Já ficaram pelo caminho os generais Franklimberg de Freitas (Funai), Juarez Cunha (Correios), João Carlos Jesus Corrêa (Incra) e Marco Aurélio Vieira (Secretaria Especial de Esporte). Agora, Maynard Santa Rosa (Secretaria de Assuntos Estratégicos). Santos Cruz, o precursor, foi substituído por outro general: Luiz Eduardo Ramos. Que já recebeu da deputada Joyce Hasselmann um alerta: "Você será o próximo".

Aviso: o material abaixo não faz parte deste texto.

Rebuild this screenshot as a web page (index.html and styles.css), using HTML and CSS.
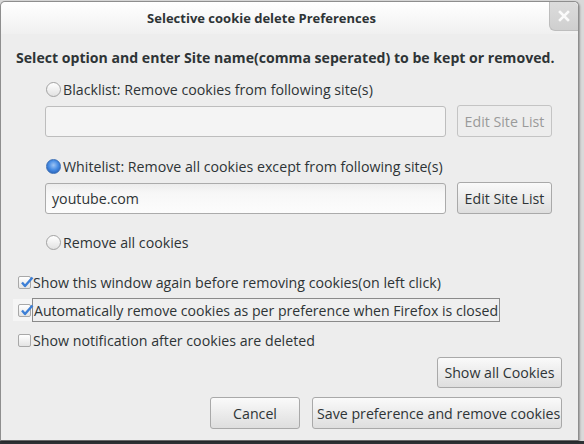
FILE: index.html
```html
<!DOCTYPE html>
<html>
<head>
<meta charset="utf-8">
<link rel="stylesheet" href="styles.css">
</head>
<body>
<div class="window">
  <div class="titlebar">
    <span class="title">Selective cookie delete Preferences</span>
    <div class="close"><svg width="12" height="12" viewBox="0 0 12 12"><path d="M2 2 L10 10 M10 2 L2 10" stroke="#fafafa" stroke-width="2.6" stroke-linecap="square"/></svg></div>
  </div>
  <div class="content">
    <div class="heading">Select option and enter Site name(comma seperated) to be kept or removed.</div>
    <div class="group">
      <div class="radio-row r1"><span class="radio"></span><span>Blacklist: Remove cookies from following site(s)</span></div>
      <div class="input-row"><div class="input disabled"></div><button class="btn disabled-btn">Edit Site List</button></div>
      <div class="radio-row r2"><span class="radio checked"></span><span>Whitelist: Remove all cookies except from following site(s)</span></div>
      <div class="input-row"><div class="input">youtube.com</div><button class="btn">Edit Site List</button></div>
      <div class="radio-row r3"><span class="radio"></span><span>Remove all cookies</span></div>
    </div>
    <div class="check-row c1"><span class="check on"><svg width="14" height="12" viewBox="0 0 14 12"><path d="M2 6.5 L5 10 L12.5 1.5" fill="none" stroke="#3d7fd6" stroke-width="2.4" stroke-linejoin="round"/></svg></span><span>Show this window again before removing cookies(on left click)</span></div>
    <div class="check-row c2"><span class="hover"><span class="check on"><svg width="14" height="12" viewBox="0 0 14 12"><path d="M2 6.5 L5 10 L12.5 1.5" fill="none" stroke="#3d7fd6" stroke-width="2.4" stroke-linejoin="round"/></svg></span></span><span class="focus">Automatically remove cookies as per preference when Firefox is closed</span></div>
    <div class="check-row c3"><span class="check"></span><span>Show notification after cookies are deleted</span></div>
    <div class="btn-row r-show"><button class="btn show-all">Show all Cookies</button></div>
    <div class="btn-row r-bottom"><button class="btn cancel">Cancel</button><button class="btn save">Save preference and remove cookies</button></div>
  </div>
</div>
</body>
</html>
```
FILE: styles.css
```css
html, body {
  margin: 0;
  padding: 0;
}
body {
  width: 584px;
  height: 444px;
  overflow: hidden;
  background: linear-gradient(to bottom, #d9d9d9 0, #d9d9d9 441px, #2f3336 441px);
  font-family: "Open Sans", "DejaVu Sans", sans-serif;
  font-size: 14.2px;
  color: #2e3436;
}
.window {
  position: relative;
  margin: 1px 0 0 0;
  width: 579px;
  height: 440px;
  border: 1px solid #8e8e8e;
  border-bottom: 1px solid #6a6a6a;
  border-radius: 5px 5px 0 0;
  background: #ededed;
  box-sizing: border-box;
  box-shadow: 1px 1px 2px rgba(0,0,0,0.3);
}
.titlebar {
  height: 32px;
  display: flex;
  align-items: center;
  justify-content: center;
  padding-right: 56px;
  background: linear-gradient(to bottom, #ffffff, #f0f0f0);
  border-radius: 5px 5px 0 0;
}
.title {
  font-weight: bold;
  font-size: 13px;
  color: #2e3436;
}
.close {
  position: absolute;
  right: 0;
  top: 0;
  width: 28px;
  height: 28px;
  display: flex;
  align-items: center;
  justify-content: center;
  background: linear-gradient(to bottom, #dcdcdc, #cfcfcf);
  border-left: 1px solid #bdbdbd;
  border-bottom: 1px solid #bdbdbd;
  border-radius: 0 5px 0 6px;
}
.heading {
  height: 24px;
  margin-top: 11px;
  padding-left: 15px;
  display: flex;
  align-items: center;
  font-weight: bold;
  font-size: 14.1px;
  white-space: nowrap;
}
.group {
  padding-left: 44px;
}
.radio-row {
  height: 18px;
  display: flex;
  align-items: center;
  gap: 2px;
  white-space: nowrap;
}
.r1 { margin-top: 11px; }
.r2 { margin-top: 20px; }
.r3 { margin-top: 19px; }
.radio {
  width: 13px;
  height: 13px;
  margin-left: 1px;
  border-radius: 50%;
  border: 1px solid #a2a2a2;
  background: linear-gradient(to bottom, #ffffff, #e2e2e2);
  box-sizing: content-box;
  flex: none;
}
.radio.checked {
  border-color: #3b6fb6;
  background: radial-gradient(circle at 50% 40%, #9ec4f4 0, #4a8ee4 45%, #2f6cc4 75%);
}
.input-row {
  margin-top: 7px;
  height: 32px;
  display: flex;
  align-items: center;
  gap: 11px;
}
.input {
  width: 401px;
  height: 31px;
  box-sizing: border-box;
  border: 1px solid #ababab;
  border-radius: 3px;
  background: linear-gradient(to bottom, #ececec, #f7f7f7 30%, #fcfcfc);
  display: flex;
  align-items: center;
  padding-left: 6px;
}
.input.disabled {
  background: #f4f4f4;
  border-color: #bdbdbd;
}
.btn {
  font-family: inherit;
  font-size: 14.2px;
  color: #2e3436;
  height: 32px;
  box-sizing: border-box;
  border: 1px solid #a9a9a9;
  border-radius: 3px;
  background: linear-gradient(to bottom, #fafafa, #dedede);
  padding: 0 4px;
  margin: 0;
  white-space: nowrap;
}
.input-row .btn {
  width: 95px;
}
.disabled-btn {
  color: #9a9a9a;
  background: #ededed;
  border-color: #c4c4c4;
}
.check-row {
  height: 20px;
  display: flex;
  align-items: center;
  padding-left: 17px;
  white-space: nowrap;
}
.c1 { margin-top: 21px; }
.c2 { margin-top: 6px; height: 24px; padding-left: 12px; }
.c3 { margin-top: 8px; }
.hover {
  height: 22px;
  padding-left: 5px;
  display: flex;
  align-items: center;
  background: #f5f5f5;
}
.check {
  position: relative;
  width: 11px;
  height: 11px;
  border: 1px solid #a8a8a8;
  border-radius: 2px;
  background: linear-gradient(to bottom, #ffffff, #e4e4e4);
  margin-right: 2px;
  flex: none;
}
.hover .check { margin-right: 1px; }
.check svg {
  position: absolute;
  left: 1px;
  top: -1px;
}
.focus {
  border: 1px solid #8a8a8a;
  height: 24px;
  box-sizing: border-box;
  display: flex;
  align-items: center;
  padding: 0 1px 0 1px;
  font-size: 14.1px;
  background: #efefef;
}
.btn-row {
  display: flex;
  justify-content: flex-end;
  padding-right: 16px;
  gap: 12px;
}
.r-show { margin-top: 7px; }
.r-show .btn { height: 31px; width: 125px; }
.r-bottom { margin-top: 9px; }
.r-bottom .btn { height: 32px; }
.cancel { width: 90px; }
.save { width: 250px; }
```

A conversão de generais da reserva em funcionários civis despertara muita expectativa. Os pessimistas apostavam na militarização camuflada de um governo supostamente civil. Os otimistas contavam com o talento dos ex-companheiros de caserna para civilizar um presidente que se considera militar a despeito de ter sido excluído da tropa por indisciplina.

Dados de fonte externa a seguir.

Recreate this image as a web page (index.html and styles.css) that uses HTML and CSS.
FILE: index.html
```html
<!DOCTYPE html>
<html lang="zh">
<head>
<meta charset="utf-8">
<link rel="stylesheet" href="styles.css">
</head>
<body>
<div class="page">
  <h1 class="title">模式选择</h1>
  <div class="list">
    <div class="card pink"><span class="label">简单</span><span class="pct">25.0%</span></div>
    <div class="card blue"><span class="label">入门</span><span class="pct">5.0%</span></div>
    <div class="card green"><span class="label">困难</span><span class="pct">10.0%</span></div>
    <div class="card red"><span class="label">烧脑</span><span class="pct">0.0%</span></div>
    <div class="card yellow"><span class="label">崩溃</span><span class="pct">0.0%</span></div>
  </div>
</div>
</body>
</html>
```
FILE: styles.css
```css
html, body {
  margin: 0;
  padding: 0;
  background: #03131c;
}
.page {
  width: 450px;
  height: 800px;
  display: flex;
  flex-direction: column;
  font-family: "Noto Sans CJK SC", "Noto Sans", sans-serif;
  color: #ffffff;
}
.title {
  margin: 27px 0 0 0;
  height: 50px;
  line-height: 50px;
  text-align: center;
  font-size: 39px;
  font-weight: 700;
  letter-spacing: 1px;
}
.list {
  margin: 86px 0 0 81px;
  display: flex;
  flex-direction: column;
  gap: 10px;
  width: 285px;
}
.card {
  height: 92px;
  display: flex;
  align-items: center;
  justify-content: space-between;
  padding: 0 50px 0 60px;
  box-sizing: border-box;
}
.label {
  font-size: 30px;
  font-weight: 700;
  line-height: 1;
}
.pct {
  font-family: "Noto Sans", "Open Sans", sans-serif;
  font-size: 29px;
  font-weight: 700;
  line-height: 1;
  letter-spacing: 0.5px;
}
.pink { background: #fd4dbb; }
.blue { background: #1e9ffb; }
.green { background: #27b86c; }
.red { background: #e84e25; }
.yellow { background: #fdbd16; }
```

Frustraram-se todas as apostas. Nem o governo se militarizou nem o presidente foi civilizado. Abriu-se uma terceira via, que conduz os generais gradativamente à porta de saída sob dois pretextos, ambos humilhantes: hipotética incompetência ou manifesta incompatibilidade com o alto-comando ideológico do governo, chefiado por Olavo de Carvalho desde o estado americano da Virgínia.

Virou fumaça a suposição de que algum general ilustrado faria ao Brasil o favor de tutelar um capitão indomável. Sucede o contrário. Um general como Augusto Heleno, por exemplo, segura-se na chefia do Gabinete de Segurança Institucional contemporizando com ideias amalucadas como a de Eduardo Bolsonaro.

O filho Zero Três do presidente sugeriu um "novo AI-5" como resposta a uma eventual radicalização de esquerda. E Heleno: "Se ele falou, tem de estudar como vai fazer, como vai conduzir. Acho que, se houver uma coisa no padrão do Chile, é lógico que tem de fazer alguma coisa para conter. Mas até chegar a esse ponto tem um caminho longo".

Quer dizer: o governo Bolsonaro tornou-se um martírio para os generais. Ou saem com a fama de incompetentes ou com a pecha de melancia (verde por fora, vermelho por dentro). Para ficar, precisam se infiltrar no meio dos insensatos. O problema é que as pessoas que observam à distância já não conseguem distinguir quem é quem.

Num governo assim, convertido em palco de guerra, bater em retirada passou a ser uma grande vitória para os generais.